“什么?”金玉墨的脸色变了变。
“金小姐为什么那么激动?怎么,难道你跟那位姓聂的画家,也有什么交情?”
柳司芩作为八卦小组的第一组长,怎么可能不一早就知道聂流云和金玉墨之间的关系,他是故意这么说的。
果然,金玉墨本就苍白的脸色, 逐渐变得铁青。
她一把掀开盖在腿上的被子,就要下床。
“金小姐,你这是要干什么?”
金玉墨没再搭理他,忍着伤口的疼痛穿上了衣服和鞋子,立刻就要跑出去。
柳司芩佯装拦了一拦,不过,并没有拦得很认真。
毕竟,一个伤员不顾医嘱就这么跑出去,到时候要是伤势恶化的话,可就不关他们医院的事了。

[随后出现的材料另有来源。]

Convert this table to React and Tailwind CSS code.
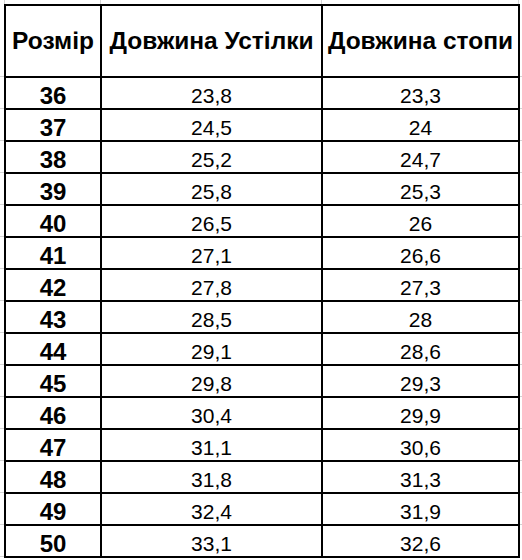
import React from 'react';

const rows = [
  ['36', '23,8', '23,3'],
  ['37', '24,5', '24'],
  ['38', '25,2', '24,7'],
  ['39', '25,8', '25,3'],
  ['40', '26,5', '26'],
  ['41', '27,1', '26,6'],
  ['42', '27,8', '27,3'],
  ['43', '28,5', '28'],
  ['44', '29,1', '28,6'],
  ['45', '29,8', '29,3'],
  ['46', '30,4', '29,9'],
  ['47', '31,1', '30,6'],
  ['48', '31,8', '31,3'],
  ['49', '32,4', '31,9'],
  ['50', '33,1', '32,6'],
];

const SizeTable = () => {
  return (
    <div className="flex flex-col bg-white text-black font-['Liberation_Sans',Arial,sans-serif]">
      {/* sheet grid ticks above the table */}
      <div className="flex h-[4px]">
        <div className="w-[4px]" />
        <div className="w-[96px] border-l border-[#d4d4d4]" />
        <div className="w-[221px] border-l border-[#d4d4d4]" />
        <div className="w-[197px] border-l border-[#d4d4d4]" />
        <div className="w-[4px] border-l border-[#d4d4d4]" />
      </div>

      <div className="flex">
        {/* sheet grid ticks left of the table */}
        <div className="flex flex-col w-[4px]">
          <div className="h-[72px]" />
          {rows.map((r) => (
            <div key={r[0]} className="h-[32px] border-t border-[#d4d4d4]" />
          ))}
          <div className="h-[2px] border-t border-[#d4d4d4]" />
        </div>

        {/* Table */}
        <div className="w-[516px] border-2 border-black">
          <div className="grid grid-cols-[94px_221px_197px] h-[70px] text-[24.5px] font-bold">
            <div className="flex items-center justify-center">Розмір</div>
            <div className="flex items-center justify-center border-l-2 border-black whitespace-nowrap">
              Довжина Устілки
            </div>
            <div className="flex items-center justify-center border-l-2 border-black whitespace-nowrap">
              Довжина стопи
            </div>
          </div>

          {rows.map(([size, insole, foot]) => (
            <div
              key={size}
              className="grid grid-cols-[94px_221px_197px] h-[32px] border-t-2 border-black"
            >
              <div className="flex items-center justify-center text-[24px] font-bold">{size}</div>
              <div className="flex items-center justify-center border-l-2 border-black text-[21px]">
                {insole}
              </div>
              <div className="flex items-center justify-center border-l-2 border-black text-[21px]">
                {foot}
              </div>
            </div>
          ))}
        </div>

        <div className="flex flex-col w-[2px]">
          <div className="h-[72px]" />
          {rows.map((r) => (
            <div key={r[0]} className="h-[32px] border-t border-[#d4d4d4]" />
          ))}
        </div>
      </div>
    </div>
  );
};

export default function App() {
  return <SizeTable />;
}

“聂流云是今天上午十一点的飞机,金小姐你可别跑得太快,对你伤口的恢复不好啊!”柳司芩又故意冲她喊道。
此时此刻,已经上午十点了。
医院离机场的距离并不近,金玉墨就算一出医院就能打到一辆出租车,并且在坐上出租车之后一点都不堵车,恐怕时间也已经很赶了。
他看着金玉墨半跑半扶着墙,又捂着胸口急匆匆的模样,不由得露出了一丝狡黠的微笑。